Tips: Driver assisted technology

Blog post posted on 13/10/20 |

Last week a new grading system for assisted driving systems was launched by Thatcham Research and Euro NCAP which is designed to give consumers a clearer understanding of the driver assistance on new vehicles. Assisted driving systems require the driver to remain alert and in control of the car at all times. They are different from automated driving systems where the car drives itself. Automated driving systems are not available yet, although manufacturers claim that we could have them for motorway driving as early as 2021. The different systems have already given us a lexicon of abbreviations and it helps to understand what they are, what they are supposed to do and when they will come into action. Here, Tim Shallcross Head of Technical Policy and Advice for IAM Roadsmart shares some tips with us about assisted driving technology.

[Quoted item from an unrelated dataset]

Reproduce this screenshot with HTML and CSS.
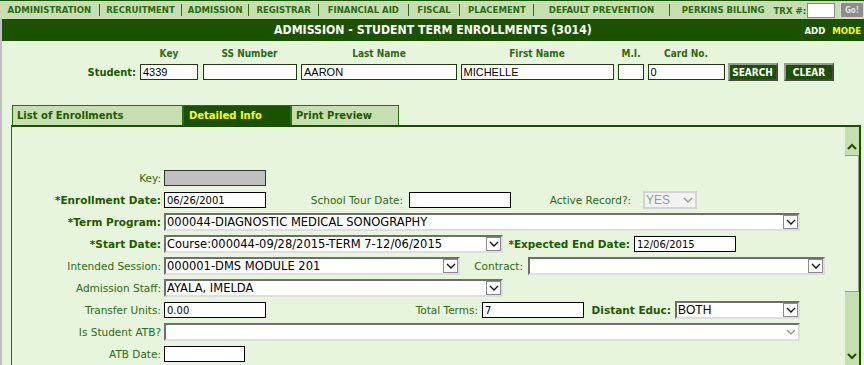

  • AEB: Automatic Emergency Braking. This uses radar and cameras to monitor the road ahead. If the technology detects a risk of running into stationary or slower moving vehicles it gives the driver a warning – usually a loud buzzer and a dashboard light. If the driver doesn’t react, the brakes are applied hard to stop the car and avoid a collision or reduce the severity of it. However, sometimes the system will detect a collision risk when there isn’t one. For example, if the car is on a bend the radar might identify a parked car as a risk. If you hear the collision warning and the road ahead is clear, you have time to react before the brakes are applied. You simply need to let AEB know that you are alert and not asleep. More or less any driver input will do – a light touch of the brakes or indicating left or right will suffice and the system will go no further.
  • ACC: Adaptive Cruise Control. This uses radar to maintain a safe distance between your car and the vehicle in front. If that vehicle slows down, it will slow you down. However, it’s not an emergency braking system; if the car in front slows down very rapidly, a warning will sound, and you should brake. This will cancel cruise control and you will need to re-engage it. You should also stay aware of what’s happening ahead. Trucks may pull into an overtaking lane at the last minute to pass a much slower moving vehicle. If this happens, your ACC will suddenly pick up the slower moving vehicle and brake hard. Keep monitoring the road ahead to avoid getting caught out like this.
  • High beam assist: This clever system switches to headlight main beam at night when there is no vehicle ahead and dips one or both lights when you are following a car or when one approaches in the opposite direction. However, it relies on detecting headlights or taillights. If you are approaching a side road with a car waiting to pull out, the lights will stay on main beam and you should manually dip them to avoid dazzling the driver.
  • Lane Keeping Assistance: This monitors the lane markings and warns the driver if the car starts to drift over the line. This is usually haptic feedback through vibration in the steering wheel.However, if the lines are worn out or covered in snow or mud, the system can’t detect them and will not operate. Make sure you stay alert and don’t get over-tired, especially on long motorway journeys.

Tim says:” Assisted driving systems are becoming much more common and have the potential to improve safety, but they don’t cope with all circumstances. It’s important to understand what the systems are designed to do, always stay alert and know when to take control yourself.”